The music video, directed by Peter Zavadil, was a collaborative production that featured footage of actual high school football players from multiple states, giving the video a documentary texture that reinforced the song's grounded, non-fictional approach to its subject. The video was notable for featuring appearances by a number of NFL players, including Peyton Manning, Drew Brees, and other prominent figures who recorded testimonials about the impact of high school football on their lives and careers. This decision to anchor the video in real biography rather than fictional narrative gave "The Boys of Fall" an unusual weight for a country single.

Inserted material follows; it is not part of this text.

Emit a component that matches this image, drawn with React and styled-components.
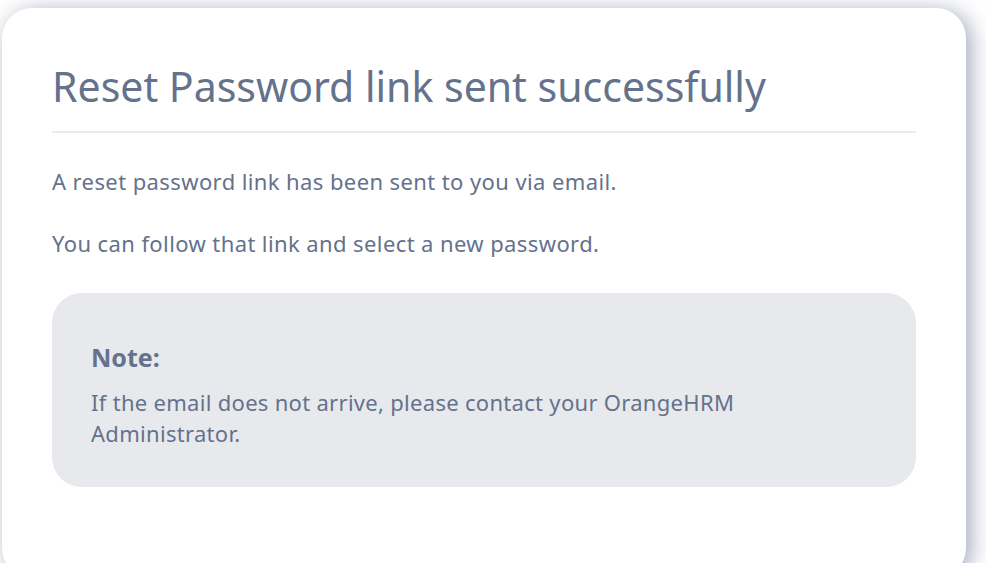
import React from "react";
import styled, { createGlobalStyle } from "styled-components";

const GlobalStyle = createGlobalStyle`
    html, body {
        margin: 0;
        padding: 0;
        background: #ffffff;
        overflow: hidden;
    }
    body {
        font-family: "Noto Sans", "Open Sans", sans-serif;
        color: #64728c;
    }
`;

const Page = styled.div`
    width: 986px;
    height: 563px;
    padding: 8px 20px 0 2px;
    box-sizing: border-box;
`;

const Card = styled.div`
    width: 964px;
    height: 570px;
    box-sizing: border-box;
    background: #fff;
    border-radius: 30px;
    box-shadow: 5px 3px 22px rgba(90, 100, 135, 0.55);
    padding: 50px 50px 0 50px;
`;

const Title = styled.h1`
    margin: 0;
    font-size: 41px;
    font-weight: 400;
    line-height: 56px;
    color: #64728c;
    padding-bottom: 17px;
    border-bottom: 2px solid #e8eaef;
`;

const Paragraph = styled.p`
    margin: ${(props) => props.gap || "0"};
    font-size: 22px;
    letter-spacing: 0.4px;
    line-height: 30px;
    color: #64728c;
`;

const NoteBox = styled.div`
    margin-top: 35px;
    background: #e8e9ed;
    border-radius: 30px;
    padding: 48px 39px 38px;
    display: flex;
    flex-direction: column;
    gap: 14px;
`;

const NoteTitle = styled.div`
    font-size: 25px;
    font-weight: 700;
    line-height: 32px;
    color: #64728c;
`;

const NoteText = styled.div`
    font-size: 22px;
    letter-spacing: 0.3px;
    line-height: 31px;
    color: #64728c;
    max-width: 700px;
`;

export default function App() {
    return (
        <>
            <GlobalStyle />
            <Page>
                <Card>
                    <Title>Reset Password link sent successfully</Title>
                    <Paragraph gap="33px 0 0">A reset password link has been sent to you via email.</Paragraph>
                    <Paragraph gap="32px 0 0">You can follow that link and select a new password.</Paragraph>
                    <NoteBox>
                        <NoteTitle>Note:</NoteTitle>
                        <NoteText>
                            If the email does not arrive, please contact your OrangeHRM Administrator.
                        </NoteText>
                    </NoteBox>
                </Card>
            </Page>
        </>
    );
}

The song was released on Mercury Nashville, Chesney's label at the time, and it served as an effective commercial opening for Hemingway's Whiskey, which debuted at number one on the Billboard 200 in October 2010. The album was a commercial and critical success, and "The Boys of Fall" established the emotional register that Chesney intended the project to inhabit: nostalgia tempered by genuine feeling, community as a subject worthy of serious treatment in popular song.
Critical reception was warm across the country music press. Reviewers noted that Chesney brought an unusual level of sincerity to the material, avoiding the sentimentality that can flatten songs about sports and nostalgia. The track won the Academy of Country Music Award for Video of the Year in 2011, a recognition that acknowledged both the quality of the production and the cultural resonance the song had achieved in a remarkably short period. The video's use of real athletes and real communities distinguished it from more conventional country music videos of the era.

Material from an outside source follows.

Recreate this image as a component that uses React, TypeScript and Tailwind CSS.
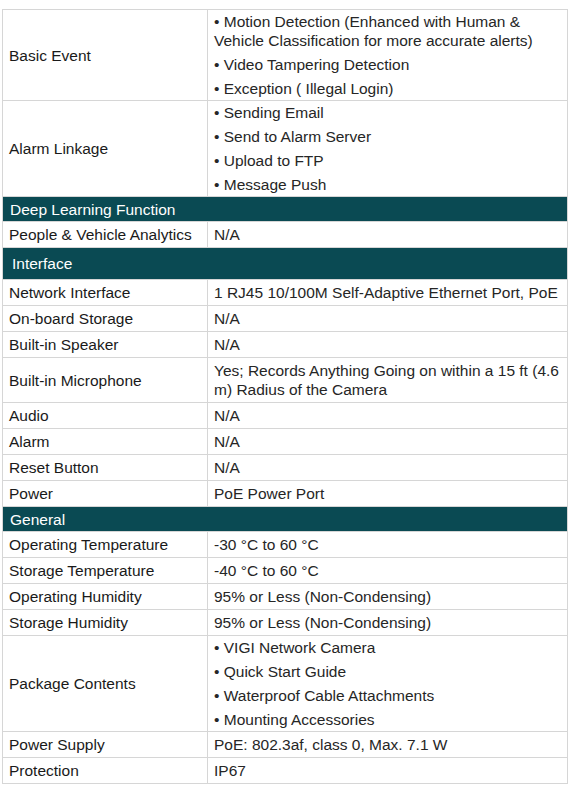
type Row =
  | { kind: "section"; title: string; tall?: boolean }
  | { kind: "row"; label: string; value?: string; items?: string[] };

const rows: Row[] = [
  {
    kind: "row",
    label: "Basic Event",
    items: [
      "Motion Detection (Enhanced with Human & Vehicle Classification for more accurate alerts)",
      "Video Tampering Detection",
      "Exception ( Illegal Login)",
    ],
  },
  {
    kind: "row",
    label: "Alarm Linkage",
    items: ["Sending Email", "Send to Alarm Server", "Upload to FTP", "Message Push"],
  },
  { kind: "section", title: "Deep Learning Function" },
  { kind: "row", label: "People & Vehicle Analytics", value: "N/A" },
  { kind: "section", title: "Interface", tall: true },
  { kind: "row", label: "Network Interface", value: "1 RJ45 10/100M Self-Adaptive Ethernet Port, PoE" },
  { kind: "row", label: "On-board Storage", value: "N/A" },
  { kind: "row", label: "Built-in Speaker", value: "N/A" },
  {
    kind: "row",
    label: "Built-in Microphone",
    value: "Yes; Records Anything Going on within a 15 ft (4.6 m) Radius of the Camera",
  },
  { kind: "row", label: "Audio", value: "N/A" },
  { kind: "row", label: "Alarm", value: "N/A" },
  { kind: "row", label: "Reset Button", value: "N/A" },
  { kind: "row", label: "Power", value: "PoE Power Port" },
  { kind: "section", title: "General" },
  { kind: "row", label: "Operating Temperature", value: "-30 °C to 60 °C" },
  { kind: "row", label: "Storage Temperature", value: "-40 °C to 60 °C" },
  { kind: "row", label: "Operating Humidity", value: "95% or Less (Non-Condensing)" },
  { kind: "row", label: "Storage Humidity", value: "95% or Less (Non-Condensing)" },
  {
    kind: "row",
    label: "Package Contents",
    items: ["VIGI Network Camera", "Quick Start Guide", "Waterproof Cable Attachments", "Mounting Accessories"],
  },
  { kind: "row", label: "Power Supply", value: "PoE: 802.3af, class 0, Max. 7.1 W" },
  { kind: "row", label: "Protection", value: "IP67" },
];

export default function App() {
  return (
    <div className="bg-white w-[570px] min-h-[790px] pt-[9px] px-[2px] font-['Liberation_Sans',Arial,sans-serif] text-[15.5px] leading-[19px] text-[#1a1a1a]">
      <table className="w-[566px] border-collapse table-fixed">
        <colgroup>
          <col className="w-[205px]" />
          <col />
        </colgroup>
        <tbody>
          {rows.map((r, i) =>
            r.kind === "section" ? (
              <tr key={i} className="bg-[#0a4a53] text-white">
                <td
                  colSpan={2}
                  className={`border border-[#d6d6d6] ${r.tall ? "h-[32px] pl-[9px]" : "h-[25px] pl-[7px]"}`}
                >
                  {r.title}
                </td>
              </tr>
            ) : (
              <tr key={i}>
                <td className="border border-[#d6d6d6] pl-[6px] py-[3px] align-middle">{r.label}</td>
                <td className="border border-[#d6d6d6] pl-[6px] pr-[4px] py-[3px] align-middle text-[#262626]">
                  {r.items ? (
                    <div className="flex flex-col gap-[5px] -my-[1px]">
                      {r.items.map((it) => (
                        <div key={it}>• {it}</div>
                      ))}
                    </div>
                  ) : (
                    r.value
                  )}
                </td>
              </tr>
            )
          )}
        </tbody>
      </table>
    </div>
  );
}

Beyond its initial chart success, "The Boys of Fall" became a fixture in Chesney's live show, regularly performed during the large-scale stadium tours that defined his career through the 2010s. The song proved durable in a way that many chart hits do not, retaining its emotional immediacy in live performance because its subject, the collective memory of high school athletics, resonates with audiences across age groups and regions. College football programs and high school teams around the country adopted the song as an unofficial anthem, which further embedded it in the cultural fabric of American autumn.
The track's success reinforced Chesney's position as the dominant live draw in country music at the time and demonstrated his ability to move from sun-and-sand escapism, the mode he was often associated with, into more grounded, community-centered storytelling without losing any of his audience. "The Boys of Fall" remains one of the signature songs of his catalog precisely because it treats a specific, localized American experience with the gravity it deserves, rather than reducing it to a nostalgic backdrop.
02 Song Meaning
What "The Boys of Fall" Means
"The Boys of Fall" is a meditation on the American ritual of high school football, but its deeper subject is the way that shared experience becomes identity. The song treats the football field not as a sporting venue but as a place where young men discover who they are and, more importantly, who they are in relation to their community. It is a song about belonging, about the specific joy of being part of something larger than oneself, and about how those early collective experiences leave permanent marks on the people who live through them.
The lyrical approach throughout the song is documentary rather than fictional. The narrator does not invent characters or create a drama, but instead recalls a series of precise sensory details, the smell of autumn grass, the sound of a crowd, the weight of pads and helmet, that function as memory triggers. This specificity is what separates the song from generic sports nostalgia. The details are accurate enough to be anyone's details, which is exactly what gives the song its broad emotional reach. A listener who never played high school football can still recognize the feeling of preparation, of collective purpose, that the song describes.
Kenny Chesney brings to the material a vocal sincerity that anchors the sentiment without tipping into manipulation. His performance is restrained in the verses, building toward a chorus that opens up into something genuinely communal in feeling. The production choices reinforce this dynamic, with the guitars and percussion swelling at moments of emotional peak in ways that feel earned rather than calculated. The song understands that nostalgia works best when it is grounded in physical detail rather than abstraction.
On a thematic level, the song participates in a long tradition of country music's engagement with working-class ritual and the dignity of ordinary American life. Football in the song is not primarily about competition or triumph but about structure, about the way that practice and preparation and team membership give young men a framework for understanding commitment and sacrifice. The losses matter as much as the victories, because the song is ultimately about formation rather than outcome.
There is also a strong elegiac undertone running through the song. The narrator is looking back at an experience that is definitively past, and the emotional texture is not simply warm but also carries the slight ache of something irretrievable. This quality, the recognition that the intensity of certain experiences cannot be recaptured even when they can be remembered, gives "The Boys of Fall" a complexity that pure nostalgia songs rarely achieve. It acknowledges loss even while celebrating the thing that was lost.
The NFL player testimonials in the music video extended this theme into real biography, grounding the song's emotional argument in the actual experiences of men who went on to have celebrated careers but still pointed to those early Friday night games as foundational. This parallel between the song's lyrical content and the real-life testimonies of professional athletes gave the material an unusual documentary weight, reinforcing the argument that what the song describes is not sentiment but genuine cultural truth. The song thus functions both as an individual memory and as a collective record of a particular form of American experience.